We identified some potential IO contentions and memory issues
that will require more attention in the future. This leads to another lesson: Don’t expect that scaling on many processors
will be something easy, even if you don’t share states and don’t use
synchronization.
When it comes to
enhancing performance there is only one way to do things right: measure and focus your work on the part
of the code that really takes the
bulk of time, not the one that you think
takes the bulk of time. I have a quick real-world illustration. Personally I
have always been amazed by the performance of the C# and VB.NET compilers. Imagine, it can compile in a few
seconds thousands of source files that took dozens or even hundreds of man-year
to be written. At analysis time, NDepend needs also to parse sources files but
it does it partially to only obtain comment and Cyclomatic Complexity metrics. By measuring file loading time
we had a good surprise: loading source file in memory is much cheaper than
expected. For example, to load the 1728 C# sources files of NDepend it takes
less than 0.2 seconds on the 13 seconds needed for a complete analysis of its own code. Now, knowing
that it is almost free to load the source files in memory I am a bit less
impressed by the performance of the C# and VB.NET compilers. And it leads to an
important lesson: NEVER anticipate the
performance cost, ALWAYS measure it. And the only professional way to
measure is to rely on performance profiler tools. Actually, we use both
dotTrace from JetBrain and Red-Gate ANTS Profiler and are happy with it.
Something important
concerning the measure of code performance is the percentage of time spent
inside tier code, things like DB or network access. As we explained in the previous chart, in our case study
35% of the analysis time is spent inside the Cecil code. We can infer from this
number that if we want to have an analysis duration divided by 2 in the future,
our code will need to run 4.3 faster! ((100 – 35) / (50 -35) = 4,3). This
clearly shows the importance of another lesson: assess your limits by measuring the percentage of time spent in tier code.
In the dissection of
performance gain, an interesting point is the 15% gain obtained from
micro-optimization. I mean things like using the right kind of loop, using the right kind of
collection, preferring to deal with primitive
CLR objects as int and string (POCO idea), choosing carefully between structures and classes, buffering
properties getter results into local variables or even exposing
non-private fields. I could summarized
the lesson learned by the fact that micro-optimizations
are worth it while premature optimizations are the root of evil (as Donald Knuth said a long time ago). The
difference between micro-optimizations and premature optimizations is that the
first ones are driven by measurement while the second ones are driven by
guesses, intuitions and hunches.
Something not quantified
in our performance gain is the fact that memory consumption has been roughly
divided by 2. Less memory doesn’t necessarily means less managed objects but in
our particular case we do allocate
less objects. The nice consequence is that less objects means less time spent in the
GC. Less memory also means less virtual memory page fault, which is IMHO the
worst thing when it comes to polish performances of a program.

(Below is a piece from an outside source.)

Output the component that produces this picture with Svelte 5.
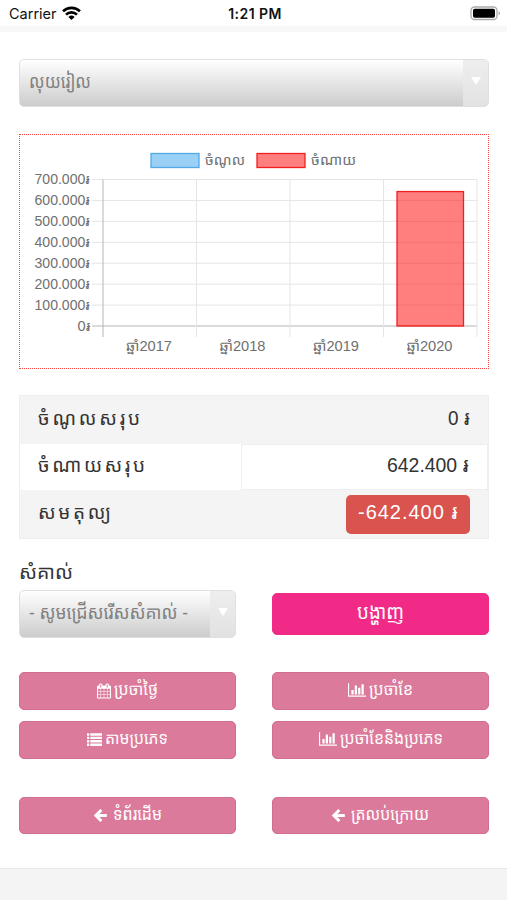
<script lang="ts">
	interface Action {
		icon: 'calendar' | 'chart' | 'list' | 'back';
		label: string;
		width: number;
	}

	const legend = [
		{ label: 'ចំណូល', level: 'income', x: 131, width: 40 },
		{ label: 'ចំណាយ', level: 'expense', x: 237, width: 45 }
	];

	const years = [2017, 2018, 2019, 2020];
	const ticks = ['700.000', '600.000', '500.000', '400.000', '300.000', '200.000', '100.000', '0'];
	const expenses = [0, 0, 0, 642400];

	const plot = { left: 83, top: 44.5, bottom: 191, step: 93.5 };
	const rowStep = (plot.bottom - plot.top) / 7;

	function barHeight(value: number) {
		return (value / 700000) * (plot.bottom - plot.top);
	}

	const actions: Action[] = [
		{ icon: 'calendar', label: 'ប្រចាំថ្ងៃ', width: 44 },
		{ icon: 'chart', label: 'ប្រចាំខែ', width: 44 },
		{ icon: 'list', label: 'តាមប្រភេទ', width: 63 },
		{ icon: 'chart', label: 'ប្រចាំខែនិងប្រភេទ', width: 103 }
	];

	const links: Action[] = [
		{ icon: 'back', label: 'ទំព័រដើម', width: 49 },
		{ icon: 'back', label: 'ត្រលប់ក្រោយ', width: 78 }
	];
</script>

{#snippet fitted(text: string, width: number, size: number, adjust: 'spacing' | 'spacingAndGlyphs' = 'spacingAndGlyphs')}
	<svg class="fitted" {width} height={size * 2}>
		<text y={size * 1.25} font-size={size} textLength={width} lengthAdjust={adjust}>{text}</text>
	</svg>
{/snippet}

{#snippet button(action: Action)}
	<button class="btn">
		{#if action.icon === 'calendar'}
			<svg class="icon" width="14" height="16" viewBox="0 0 1664 1792">
				<path
					fill="currentColor"
					d="M128 1664h288v-288H128zm352 0h320v-288H480zm-352-352h288V992H128zm352 0h320V992H480zM128 928h288V640H128zm736 736h320v-288H864zM480 928h320V640H480zm768 736h288v-288h-288zm-384-352h320V992H864zM512 448V160q0-13-9.500-22.500T480 128h-64q-13 0-22.500 9.500T384 160v288q0 13 9.500 22.500T416 480h64q13 0 22.500-9.500T512 448zm736 864h288V992h-288zM864 928h320V640H864zm384 0h288V640h-288zm32-480V160q0-13-9.500-22.500T1248 128h-64q-13 0-22.500 9.500T1152 160v288q0 13 9.500 22.500t22.500 9.500h64q13 0 22.500-9.500t9.500-22.500zm384-64v1280q0 52-38 90t-90 38H128q-52 0-90-38t-38-90V384q0-52 38-90t90-38h128v-96q0-66 47-113T416 0h64q66 0 113 47t47 113v96h384v-96q0-66 47-113t113-47h64q66 0 113 47t47 113v96h128q52 0 90 38t38 90z"
				/>
			</svg>
		{:else if action.icon === 'chart'}
			<svg class="icon" width="18" height="15" viewBox="0 0 2048 1664">
				<path
					fill="currentColor"
					d="M640 768v512H384V768zm384-512v1024H768V256zm1024 1152v128H0V0h128v1408zm-640-896v768h-256V512zm384-384v1152h-256V128z"
				/>
			</svg>
		{:else if action.icon === 'list'}
			<svg class="icon" width="15" height="13" viewBox="0 0 15 13">
				<path
					fill="currentColor"
					d="M0 .3h2.300v2.400H0zM3.300.3H15v2.400H3.300zM0 3.700h2.300v2.400H0zM3.300 3.700H15v2.400H3.300zM0 7.100h2.300v2.400H0zM3.300 7.100H15v2.400H3.300zM0 10.500h2.300v2.400H0zM3.300 10.500H15v2.400H3.300z"
				/>
			</svg>
		{:else}
			<svg class="icon back" width="13" height="13" viewBox="0 0 13 13">
				<path
					d="M7.400.900 1.800 6.500l5.600 5.600M2.200 6.500h10.600"
					fill="none"
					stroke="currentColor"
					stroke-width="2.900"
				/>
			</svg>
		{/if}
		{@render fitted(action.label, action.width, 16)}
	</button>
{/snippet}

<div class="screen">
	<header class="status">
		<div class="carrier">
			<span>Carrier</span>
			<svg width="19" height="15" viewBox="0 0 19 15">
				<g fill="none" stroke="#000" stroke-width="2.600">
					<path d="M1 5.300a12.200 12.200 0 0 1 17 0" />
					<path d="M4 8.600a8 8 0 0 1 11 0" />
				</g>
				<path d="M6.400 11a4.500 4.500 0 0 1 6.200 0L9.500 14z" />
			</svg>
		</div>
		<strong>1:21 PM</strong>
		<svg class="battery" width="31" height="15" viewBox="0 0 31 15">
			<rect x="1" y="1" width="26" height="12.500" rx="3.500" fill="#fff" stroke="#aaa" stroke-width="1.300" />
			<rect x="3" y="2.700" width="22" height="9" rx="1.800" />
			<path d="M28.700 5.300q2.400 2 0 4z" fill="#999" />
		</svg>
	</header>

	<main>
		<div class="select">
			<span class="value">{@render fitted('លុយរៀល', 62, 18)}</span>
			<span class="arrow"></span>
		</div>

		<section class="chart">
			<svg width="468" height="233">
				{#each legend as item}
					<rect class={item.level} x={item.x} y="18.500" width="48" height="14" />
					<text x={item.x + 54} y="30" textLength={item.width} lengthAdjust="spacingAndGlyphs">{item.label}</text>
				{/each}

				{#each ticks as tick, i}
					{@const y = plot.top + i * rowStep}
					<line class:axis={tick === '0'} x1="72" x2="457" y1={y} y2={y} />
					<text
						x={tick === '0' ? 57.500 : 14.500}
						y={y + 4.500}
						textLength={tick === '0' ? 13 : 55.500}
						lengthAdjust="spacingAndGlyphs">{tick}៛</text
					>
				{/each}

				{#each years as year, i}
					{@const x = plot.left + i * plot.step}
					<line class:axis={i === 0} x1={x} x2={x} y1={plot.top} y2="202" />
					<text x={x + 23} y="215.500" textLength="46" lengthAdjust="spacingAndGlyphs">ឆ្នាំ{year}</text>
					{#if expenses[i]}
						<rect
							class="expense"
							x={x + 13.500}
							y={plot.bottom - barHeight(expenses[i])}
							width="66.500"
							height={barHeight(expenses[i])}
						/>
					{/if}
				{/each}
				<line x1="457" x2="457" y1={plot.top} y2="202" />
			</svg>
		</section>

		<section class="totals">
			<div class="row shaded">
				<div class="name">{@render fitted('ចំណូលសរុប', 102, 19, 'spacing')}</div>
				<div class="amount">{@render fitted('0 ៛', 22, 20)}</div>
			</div>
			<div class="row">
				<div class="name">{@render fitted('ចំណាយសរុប', 107, 19, 'spacing')}</div>
				<div class="amount">{@render fitted('642.400 ៛', 82, 20)}</div>
			</div>
			<div class="row shaded">
				<div class="name">{@render fitted('សមតុល្យ', 73, 19, 'spacing')}</div>
				<div class="amount">
					<span class="badge">{@render fitted('-642.400 ៛', 100, 20, 'spacing')}</span>
				</div>
			</div>
		</section>

		<section class="filter">
			<div>
				<div class="label">{@render fitted('សំគាល់', 54, 19)}</div>
				<div class="select">
					<span class="value">{@render fitted('- សូមជ្រើសរើសសំគាល់ -', 159, 18)}</span>
					<span class="arrow"></span>
				</div>
			</div>
			<button class="btn show">{@render fitted('បង្ហាញ', 47, 20)}</button>
		</section>

		<section class="actions">
			{#each actions as action}
				{@render button(action)}
			{/each}
		</section>

		<section class="actions links">
			{#each links as action}
				{@render button(action)}
			{/each}
		</section>
	</main>

	<footer></footer>
</div>

<style>
	:global(body) {
		margin: 0;
		background: #fff;
	}

	.screen {
		display: flex;
		flex-direction: column;
		box-sizing: border-box;
		width: 507px;
		height: 900px;
		overflow: hidden;
		color: #333;
		font-family: 'Liberation Sans', 'Noto Sans', 'Noto Sans Khmer', 'DejaVu Sans', sans-serif;
	}

	svg {
		display: block;
		flex: none;
	}

	.fitted {
		overflow: visible;
		fill: currentColor;
	}

	.status {
		display: grid;
		grid-template-columns: 1fr auto 1fr;
		align-items: center;
		box-sizing: border-box;
		height: 32px;
		padding: 1px 6px 0 9px;
		border-bottom: 6px solid #f7f7f7;
		color: #111;
		font: 14.5px Inter, sans-serif;

		strong {
			font-size: 14px;
			font-weight: 600;
			letter-spacing: 0.45px;
		}
	}

	.carrier {
		display: flex;
		align-items: center;
		gap: 5px;
	}

	.battery {
		justify-self: end;
	}

	main {
		flex: 1;
		padding: 27px 18px 0 19px;
	}

	.select {
		display: flex;
		box-sizing: border-box;
		height: 48px;
		border: 1px solid #e0e0e0;
		border-radius: 5px;
		overflow: hidden;
		background: linear-gradient(#fff, #ccc);
		color: #808080;

		.value {
			display: flex;
			flex: 1;
			align-items: center;
			padding-left: 9px;
		}

		.arrow {
			display: flex;
			align-items: center;
			justify-content: center;
			width: 25px;
			background: linear-gradient(#eee, #e2e2e2);

			&::before {
				content: '';
				margin-top: -5px;
				border: 5px solid transparent;
				border-top: 8px solid #fff;
				border-bottom: 0;
			}
		}
	}

	.chart {
		box-sizing: border-box;
		height: 235px;
		margin-top: 27px;
		border: 1px dotted #f44;

		text {
			fill: #707070;
			font-size: 14px;
		}

		line {
			stroke: #e5e5e5;
			stroke-width: 1;
		}

		.axis {
			stroke: #b5b5b5;
		}

		.income {
			fill: #9ad0f5;
			stroke: #50aae8;
			stroke-width: 1.3;
		}

		.expense {
			fill: rgba(255, 0, 0, 0.5);
			stroke: #f02020;
			stroke-width: 1.3;
		}
	}

	.totals {
		box-sizing: border-box;
		height: 144px;
		margin-top: 26px;
		border: 1px solid #eee;
	}

	.row {
		display: flex;
		box-sizing: border-box;
		height: 48px;

		&.shaded {
			background: #f4f4f4;
		}

		&:nth-child(2) {
			height: 46px;

			.amount {
				border: 1px solid #eee;
			}
		}
	}

	.name,
	.amount {
		display: flex;
		flex: 1;
		align-items: center;
		box-sizing: border-box;
	}

	.name {
		flex: none;
		width: 221px;
		padding-left: 18px;
		-webkit-text-stroke: 0.5px;
	}

	.amount {
		justify-content: flex-end;
		padding-right: 18px;
	}

	.badge {
		display: flex;
		align-items: center;
		justify-content: center;
		width: 124px;
		height: 39px;
		border-radius: 5px;
		background: #d9534f;
		color: #fff;
		-webkit-text-stroke: 0.5px;
	}

	.filter,
	.actions {
		display: grid;
		grid-template-columns: 217px 217px;
		column-gap: 36px;
	}

	.filter {
		align-items: end;
		margin-top: 14px;
	}

	.label {
		display: flex;
		align-items: center;
		height: 37px;

		svg {
			margin-top: 5px;
		}
	}

	.btn {
		display: flex;
		align-items: center;
		justify-content: center;
		gap: 3px;
		box-sizing: border-box;
		height: 38px;
		padding: 0;
		border: 1px solid #d26c90;
		border-radius: 5px;
		background: #db7a9b;
		color: #fff;
		font-family: inherit;
		-webkit-text-stroke: 0.3px;
	}

	.icon {
		margin-top: -1px;
	}

	.back {
		margin-right: 3px;
	}

	.show {
		height: 42px;
		margin-bottom: 3px;
		border-color: #f02a86;
		background: #f02a86;
	}

	.actions {
		row-gap: 11px;
		margin-top: 34px;
	}

	.links {
		margin-top: 38px;

		.btn {
			height: 37px;
		}
	}

	footer {
		box-sizing: border-box;
		height: 32px;
		border-top: 1px solid #e7e7e7;
		background: #f4f4f4;
	}
</style>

Finally, we are now experiencing a
great advantage of optimization: automatic tests naturally ran
much faster and it is a good motivation to run them more often!
I end up with an illustration of the tenet there is always room
for better performance: the Amiga demo scene in which I
participated in the early nineties. Every demos ran on a constant
hardware.
It was the perfect incentive for
demo developers to produce code more and more optimized. During several
years, every months
some record were beaten, like the number of 3D polygons, the number of
sprites
or the number of dots displayed simultaneously at the rate of 50 frames
per
seconds. As far as I can estimate, the performance factor obtained in a
few years was something around x50! Imagine what
it means, running in one second a computation that took initially a
minute. And as far as I know this massive gain was the result of both
better algorithms (with many pre-computations and delegations to
sub-chip) and micro-optimizations at assembly language level (better
use of the chip registers, better use of the set of instructions…).